Être confronté à l’horreur vous grave des images dans la tête et je n’ai pas envie de vivre avec ça. J’ai vu des femmes qui s’immolaient en Afghanistan pour ne plus être traitées comme des animaux, et qui avaient raté leur mise à mort… C’était tout simplement indescriptible. C’est pour ça que les photos les plus fortes ont modifié le cours des guerres sans se complaire dans l’abomination. Tant qu’on ne réprimera pas notre désir de puissance et de possession, tant que l’homme n’intégrera pas le féminin, tant que le blanc n’acceptera pas le noir, on n’y arrivera pas. Les pôles doivent s’épouser, avec leurs différences, sinon les guerres tourneront indéfiniment en cercle, encore et encore.
En tant que comédienne, votre démarche « sans frontière » est un peu celle d’un reporter…
J’ai toujours eu envie d’aller vers les autres. C’est ma participation naturelle au monde. En revanche, les États-Unis, je n’en ai jamais rêvé. Je suis en contact avec Hirokazu Kore-eda, j’ai envie de travailler avec Jia Zhangke. À quatre ans, je chantais à tue-tête le tube d’Enrico Macias « Enfants de tous les pays ». Pour moi, c’était l’ultime hymne à la vie ensemble. Le cinéma me permet ça.
Vous êtes actuellement en tournée mondiale avec « Antigone », que vous jouez en anglais. Avez-vous imposé votre « griffe » au texte de Sophocle, de la même manière que vous avez beaucoup fait évoluer le scénario de « L’épreuve » ?

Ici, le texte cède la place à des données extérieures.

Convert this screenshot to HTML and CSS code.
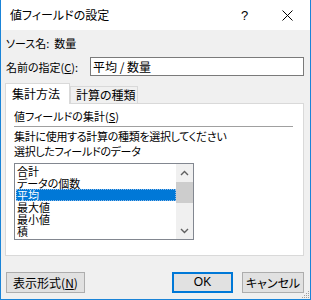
FILE: index.html
```html
<!DOCTYPE html>
<html lang="ja">
<head>
<meta charset="utf-8">
<title>値フィールドの設定</title>
<link rel="stylesheet" href="styles.css">
</head>
<body>
<div class="window">
  <div class="titlebar">
    <span class="title">値フィールドの設定</span>
    <span class="help">?</span>
    <span class="close"><svg width="11" height="11" viewBox="0 0 11 11"><path d="M0.5 0.5L10.5 10.5M10.5 0.5L0.5 10.5" stroke="#000" stroke-width="1" fill="none"/></svg></span>
  </div>
  <div class="body">
    <div class="row source">ソース名:&nbsp; 数量</div>
    <div class="row namerow">
      <span class="label">名前の指定(<u>C</u>):</span>
      <div class="input">平均 / 数量</div>
    </div>
    <div class="tabs">
      <div class="tab active">集計方法</div>
      <div class="tab">計算の種類</div>
    </div>
    <div class="panel">
      <div class="heading">値フィールドの集計(<u>S</u>)</div>
      <div class="sep"></div>
      <div class="desc">集計に使用する計算の種類を選択してください</div>
      <div class="desc">選択したフィールドのデータ</div>
      <div class="listbox">
        <ul class="items">
          <li>合計</li>
          <li>データの個数</li>
          <li class="selected">平均</li>
          <li>最大値</li>
          <li>最小値</li>
          <li>積</li>
        </ul>
        <div class="scrollbar">
          <div class="arrow"><svg width="9" height="6" viewBox="0 0 9 6"><path d="M1 5L4.5 1.5L8 5" stroke="#606060" stroke-width="1.4" fill="none"/></svg></div>
          <div class="thumb"></div>
          <div class="spacer"></div>
          <div class="arrow"><svg width="9" height="6" viewBox="0 0 9 6"><path d="M1 1L4.5 4.5L8 1" stroke="#606060" stroke-width="1.4" fill="none"/></svg></div>
        </div>
      </div>
    </div>
    <div class="buttons">
      <div class="btn fmt">表示形式(<u>N</u>)</div>
      <div class="btn ok">OK</div>
      <div class="btn cancel">キャンセル</div>
    </div>
  </div>
  <svg class="grip" width="10" height="10" viewBox="0 0 10 10">
    <rect x="8" y="2" width="1" height="1" fill="#a0a0a0"/>
    <rect x="6" y="4" width="1" height="1" fill="#a0a0a0"/>
    <rect x="8" y="4" width="1" height="1" fill="#a0a0a0"/>
    <rect x="4" y="6" width="1" height="1" fill="#a0a0a0"/>
    <rect x="6" y="6" width="1" height="1" fill="#a0a0a0"/>
    <rect x="8" y="6" width="1" height="1" fill="#a0a0a0"/>
    <rect x="2" y="8" width="1" height="1" fill="#a0a0a0"/>
    <rect x="4" y="8" width="1" height="1" fill="#a0a0a0"/>
    <rect x="6" y="8" width="1" height="1" fill="#a0a0a0"/>
    <rect x="8" y="8" width="1" height="1" fill="#a0a0a0"/>
  </svg>
</div>
</body>
</html>
```
FILE: styles.css
```css
* { box-sizing: border-box; }
html, body { margin: 0; padding: 0; }
body {
  width: 311px;
  height: 300px;
  overflow: hidden;
  font-family: "Noto Sans CJK JP", "Noto Sans", sans-serif;
  font-feature-settings: "palt";
  font-size: 11px;
  color: #000;
  background: #f0f0f0;
}
.window {
  position: relative;
  width: 311px;
  height: 300px;
  border-left: 1px solid #1a84d8;
  border-right: 1px solid #1a84d8;
  border-bottom: 1px solid #1a84d8;
  background: #f0f0f0;
  display: flex;
  flex-direction: column;
}
.titlebar {
  height: 30px;
  background: #fff;
  display: flex;
  align-items: center;
  padding-left: 9px;
  flex: none;
}
.title {
  font-size: 12px;
  line-height: 14px;
  flex: 1;
}
.help {
  font-family: "Liberation Sans", sans-serif;
  font-size: 13px;
  width: 12px;
  margin-right: 29px;
}
.close {
  width: 11px;
  height: 11px;
  margin-right: 17px;
  display: flex;
}
.body {
  flex: 1;
  padding: 6px 6px 0 4px;
  display: flex;
  flex-direction: column;
}
.row { line-height: 14px; white-space: nowrap; }
.source { padding-left: 1px; }
.namerow {
  display: flex;
  align-items: center;
  margin-top: 7px;
  height: 19px;
}
.label { padding-left: 1px; width: 85px; flex: none; }
.input {
  flex: 1;
  height: 19px;
  background: #fff;
  border: 1px solid #7a7a7a;
  padding-left: 2px;
  font-size: 12px;
  line-height: 17px;
}
.tabs {
  display: flex;
  align-items: flex-end;
  margin-top: 7px;
  height: 20px;
}
.tab {
  height: 17px;
  border: 1px solid #d9d9d9;
  border-bottom: none;
  background: #f0f0f0;
  padding: 0 0 0 5px;
  line-height: 16px;
  font-size: 12px;
  width: 68px;
  white-space: nowrap;
  overflow: hidden;
}
.tab.active {
  position: relative;
  z-index: 1;
  height: 21px;
  margin-bottom: -1px;
  background: #fff;
  width: 65px;
  padding-left: 6px;
  line-height: 20px;
}
.panel {
  height: 153px;
  background: #fff;
  border: 1px solid #d9d9d9;
  padding: 5px 10px 0 8px;
}
.heading { line-height: 14px; white-space: nowrap; }
.sep {
  height: 1px;
  background: #a0a0a0;
  margin: 3px 0 2px 0;
}
.desc { line-height: 15px; white-space: nowrap; letter-spacing: -0.3px; }
.listbox {
  margin-top: 4px;
  width: 180px;
  height: 77px;
  border: 1px solid #828790;
  background: #fff;
  display: flex;
}
.items {
  list-style: none;
  margin: 0;
  padding: 1px 0 0 1px;
  flex: 1;
  font-size: 11px;
}
.items li {
  height: 12px;
  line-height: 12px;
  padding-left: 1px;
  white-space: nowrap;
}
.items li.selected {
  background: #0078d7;
  color: #fff;
  outline: 1px dotted #8fb9e6;
  outline-offset: -1px;
}
.scrollbar {
  width: 17px;
  background: #f0f0f0;
  display: flex;
  flex-direction: column;
}
.arrow {
  height: 17px;
  display: flex;
  align-items: center;
  justify-content: center;
}
.thumb {
  height: 21px;
  margin-top: 1px;
  background: #cdcdcd;
}
.spacer { flex: 1; }
.buttons {
  display: flex;
  margin-top: 16px;
  gap: 9px;
}
.btn {
  height: 21px;
  background: #e1e1e1;
  border: 1px solid #adadad;
  text-align: center;
  line-height: 19px;
  font-size: 12px;
  white-space: nowrap;
}
.fmt { width: 79px; margin-left: 1px; }
.ok {
  width: 61px;
  margin-left: auto;
  border: 2px solid #0078d7;
  line-height: 17px;
  font-family: "Liberation Sans", sans-serif;
}
.cancel { width: 62px; }
.grip {
  position: absolute;
  right: 0;
  bottom: 0;
}
```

Imposer n’est pas le mot. Erik Pope a pu se sentir dépossédé car j’étais comme une productrice qui le poussait vers un autre niveau de véracité et d’exigence. Les tensions, durant la phase de préparation, ont fait place à un tournage complice. Pour « Antigone », j’ai écrit un mail Ivo Van Hove (metteur en scène) après avoir lu le texte de Sophocle, magnifiquement traduit. Je trouvais qu’il y avait quelque chose à étayer et amplifier dans la présence d’Antigone. Après tout, on devait partir pour une tournée de 7-8 mois et je n’avais pas envie d’attendre dans ma loge au bout du deuxième tiers !

Le choc

Juliette dans la tourmente. Face à un attentat-suicide préparé par des femmes afghanes, puis un massacre au Kenya.